By drawing I am practicing touch and flow. It is here I an undergoing sensitivity training. The dynamics of value, form, and space (negative and positive), are within me; I am practicing making them outside of me. I am an athlete in training. I am sharing my sensitivity with you. These two drawings are among my very best. Most interesting is the technical aspect of centered composition, which is especially true in drawing No.2. Centered compositions were Picasso's default. A wide range of play in form, value, and space are allowed when centering is achieved. Centering grabs the viewer. When viewer is secured, the possible journey is wide and long, a fullness of dynamics and emotions are allowed.
Positive forms are always important. Balance of negative and positive can occur when negative space is recognized as brilliantly important. Negative/positive balance does occur naturally, from atoms to the earth's environment. These drawings illustrate my embrace of balance. Terrible is the result when things are out of balance; witness global warming.
Color balance brings harmony to a composition. Dynamic color imbalance causes disturbing emotional reactions, which may be useful to self-expression. Negative/positive space imbalance should be explored for self-expressive purposes. I want my Art to simultaneously contain purity and emotive complexity. Are they mutually exclusive? I believe Mark Rothko, and Ellsworth Kelly, have proved otherwise. And... they are not the only ones.

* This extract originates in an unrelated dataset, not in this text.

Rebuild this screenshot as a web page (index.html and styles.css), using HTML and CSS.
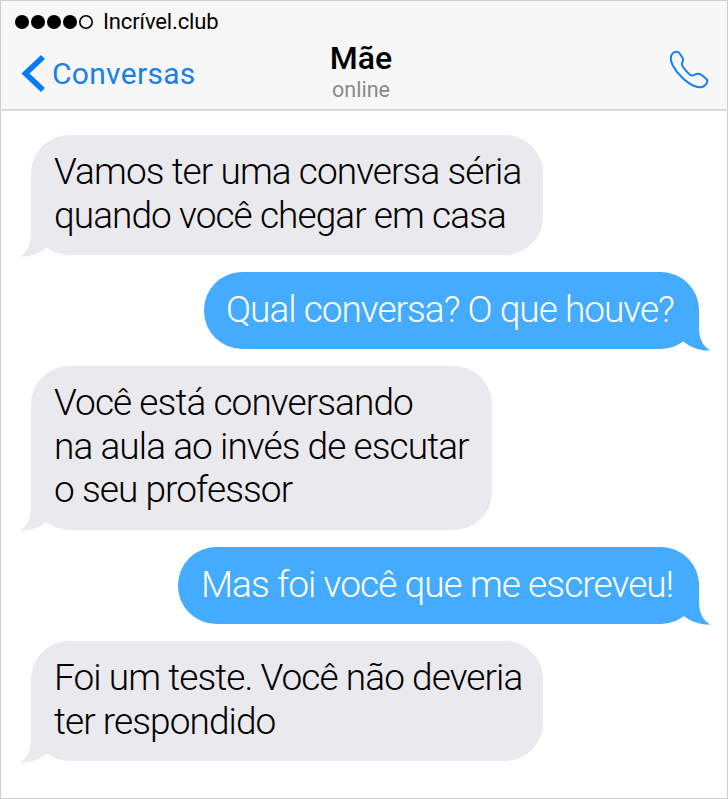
FILE: index.html
```
<!DOCTYPE html>
<html lang="pt">
<head>
    <meta charset="UTF-8">
    <meta name="viewport" content="width=device-width, initial-scale=1.0">
    <title>Mãe</title>
    <link rel="stylesheet" href="styles.css">
</head>
<body>
    <div class="phone">
        <header class="header">
            <div class="left">
                <div class="status">
                    <svg class="signal" width="79" height="16" viewBox="0 0 79 16">
                        <circle cx="7" cy="8" r="7"/>
                        <circle cx="23" cy="8" r="7"/>
                        <circle cx="39" cy="8" r="7"/>
                        <circle cx="55" cy="8" r="7"/>
                        <circle class="empty" cx="71" cy="8" r="6.2"/>
                    </svg>
                    <span class="carrier">Incrível.club</span>
                </div>
                <div class="back">
                    <svg width="25" height="39" viewBox="0 0 25 39">
                        <path d="M22 3L4.500 19.500L22 36"/>
                    </svg>
                    <span class="back-label">Conversas</span>
                </div>
            </div>
            <div class="contact">
                <div class="name">Mãe</div>
                <div class="state">online</div>
            </div>
            <div class="call">
                <svg width="40" height="40" viewBox="0 0 40 40">
                    <path d="M4 3C6 1.300 9 1.300 10.300 3L13.700 8C15.200 10.500 12.700 11.500 13 14.500C13.300 17 19.500 24 22 25.300C24.500 26.300 25.500 23.800 29 23.800C30.500 23.800 31.500 24.300 32.500 25L37 28.500C39 30.300 38.600 32 37.300 33.800C35 37.300 30.500 38 26 36.300C17.500 33 7.500 23 3.500 15C1.500 10.500 1.300 5.500 4 3Z"/>
                </svg>
            </div>
        </header>

        <main class="chat">
            <div class="bubble in wide">
                Vamos ter uma conversa séria<br>quando você chegar em casa
                <svg class="tail" width="32" height="44" viewBox="0 0 32 44"><path d="M12 0V20C12 32 8.500 39 0.500 43.500C10 44 19 41 26.500 35.500L30 32V20Z"/></svg>
            </div>
            <div class="bubble out first">
                Qual conversa? O que houve?
                <svg class="tail" width="32" height="44" viewBox="0 0 32 44"><path d="M12 0V20C12 32 8.500 39 0.500 43.500C10 44 19 41 26.500 35.500L30 32V20Z"/></svg>
            </div>
            <div class="bubble in medium">
                Você está conversando<br>na aula ao invés de escutar<br>o seu professor
                <svg class="tail" width="32" height="44" viewBox="0 0 32 44"><path d="M12 0V20C12 32 8.500 39 0.500 43.500C10 44 19 41 26.500 35.500L30 32V20Z"/></svg>
            </div>
            <div class="bubble out second">
                Mas foi você que me escreveu!
                <svg class="tail" width="32" height="44" viewBox="0 0 32 44"><path d="M12 0V20C12 32 8.500 39 0.500 43.500C10 44 19 41 26.500 35.500L30 32V20Z"/></svg>
            </div>
            <div class="bubble in wide">
                Foi um teste. Você não deveria<br>ter respondido
                <svg class="tail" width="32" height="44" viewBox="0 0 32 44"><path d="M12 0V20C12 32 8.500 39 0.500 43.500C10 44 19 41 26.500 35.500L30 32V20Z"/></svg>
            </div>
        </main>
    </div>
</body>
</html>
```
FILE: styles.css
```
* {
    box-sizing: border-box;
}
body {
    margin: 0;
    font-family: Roboto, sans-serif;
    background-color: #fff;
}
.phone {
    width: 728px;
    height: 799px;
    border: 1px solid #cfcfcf;
    overflow: hidden;
}
.header {
    display: grid;
    grid-template-columns: 260px 200px 1fr;
    height: 110px;
    background-color: #f7f7f7;
    border-bottom: 2px solid #dadada;
}
.status {
    display: flex;
    align-items: center;
    height: 26px;
    margin-top: 8px;
    padding-left: 14px;
}
.signal .empty {
    fill: none;
    stroke: #000;
    stroke-width: 1.6;
}
.carrier {
    margin-left: 9px;
    font-size: 22px;
    line-height: 26px;
    letter-spacing: -0.13px;
}
.back {
    display: flex;
    align-items: center;
    height: 39px;
    margin-top: 19px;
    padding-left: 20px;
    color: #1a7fe8;
}
.back path {
    fill: none;
    stroke: #007aff;
    stroke-width: 5.6;
}
.back-label {
    margin-left: 6px;
    padding-top: 1px;
    font-size: 30px;
    line-height: 38px;
    letter-spacing: 0.3px;
}
.contact {
    padding-top: 38px;
    text-align: center;
}
.name {
    font-size: 32px;
    font-weight: 500;
    line-height: 38px;
}
.state {
    font-size: 21.5px;
    line-height: 26px;
    color: #8a8a8a;
}
.call {
    display: flex;
    justify-content: flex-end;
    padding: 49px 18px 0 0;
}
.call path {
    fill: none;
    stroke: #157efb;
    stroke-width: 2;
    stroke-linejoin: round;
}
.chat {
    display: flex;
    flex-direction: column;
    gap: 17.2px;
    padding: 24px 28px 0 30px;
}
.bubble {
    position: relative;
    padding: 15px 23px 18.2px;
    border-radius: 38px;
    font-size: 37px;
    font-weight: 300;
    line-height: 43.5px;
    letter-spacing: -0.92px;
    white-space: nowrap;
}
.in {
    align-self: flex-start;
    background-color: #eae9ee;
    color: #000;
}
.out {
    align-self: flex-end;
    padding-top: 16px;
    padding-bottom: 17.2px;
    background-color: #45abfe;
    color: #fff;
}
.wide {
    width: 512px;
}
.medium {
    width: 461px;
}
.first {
    width: 495px;
    padding-left: 22px;
    letter-spacing: -0.98px;
}
.second {
    width: 521px;
}
.tail {
    position: absolute;
    bottom: -1.5px;
    left: -12px;
}
.in .tail {
    fill: #eae9ee;
}
.out .tail {
    left: auto;
    right: -12px;
    transform: scaleX(-1);
    fill: #45abfe;
}
```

Negative space is paramount as emotive structure. Positive forms share responsibility; forms must be profoundly, attentively complex, while positioned sparsely within negative space. Yesterday's drawings continue my research into this dilemma, purity versus emotive complexity. I very much like this drawing. I very much liked the last drawing I made on 10/15/2021. They are very different. This one contains two strong, complex forms; these forms are against a blank background, except for a simple line to delineate a horizon. The one from 10/15 I called an "all-over" drawing. This one spares marks from the white background. These drawings illustrate a method. I see myself go back and forth, not by design, but by challenge and need. Both drawings are conscious of the entire rectangle they sit within; but, they handle the flat piece of paper in very different ways.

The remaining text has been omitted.